Em 2019 seguiu-se a criação do Centro de Atividades e Capacitação para a Inclusão (CACI) de jovens com deficiência profunda que tem capacidade para 22 utentes com idade superior a 18 anos em acordo de cooperação com a Segurança Social e inclui mais duas vagas que não estão abrangidas por aquele acordo. A AIPAR assegura ainda o transporte de utentes oriundos dos concelhos limítrofes ao de Faro.

A última valência a ser criada pela AIPAR foi, em 2022, a do acolhimento familiar que pretende evitar a institucionalização das crianças e jovens que recebe.

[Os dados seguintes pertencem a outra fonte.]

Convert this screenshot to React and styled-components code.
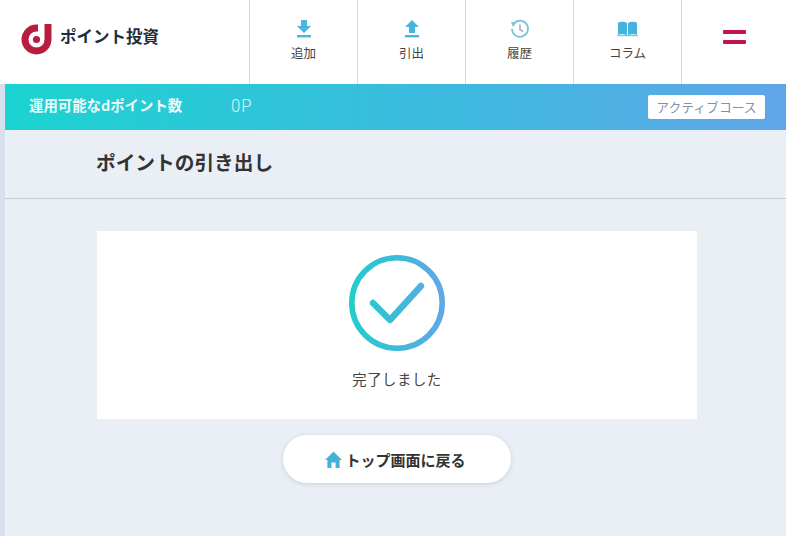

A diretora da instituição explicou ao Folha do Domingo que, se algumas destas valências surgiram por sua iniciativa, outras foram-lhe propostas pela Segurança Social. Filomena Rosa refere ainda que, para fazer face a todos os encargos, incluindo o de mais de 40 trabalhadores que já emprega, a associação teve necessidade de assegurar “algumas formas de autossustentabilidade”. “Adquirimos uma moradia que recuperámos e que alugamos a estudantes e que também acolhe pessoas em situação de precariedade”, conta, denunciando haver “estudantes que vêm da Guiné vêm numa fragilidade absoluta”. “Criámos também uma empresa que presta um serviço de refeições para eventos e andamos a fazer coffee break’s por muitos seminários. Também instalámos em 2014 painéis fotovoltaicos e temos conseguido vender energia a uma média de 700 euros mensais, o que nos ajuda nas despesas de luz, água e gás”, exemplificou.

O “pilar” da espiritualidade e o respeito pelas crenças de quem acolhe

Aquela associação de inspiração cristã, que tem como diretor espiritual o cónego Manuel Rodrigues, diz ser fundamental “respeitar incondicionalmente as crenças de quem chega”, propósito que consta desde logo nos estatutos. “Se recebemos miúdas muçulmanas – e já tem acontecido – o respeito é até ao nível alimentar; se frequentam igrejas evangélicas, nós levamo-las aos cultos. O que me preocupa profundamente são aquelas que não trazem crenças nenhumas e que são a maioria”, refere, assegurando que, quando a utente abraça alguma espiritualidade, “ajuda muito”. “É um pilar em todas as dimensões. Noto diferença entre os que vêm com essa dimensão associada. Têm mais uma ajuda”, complementa.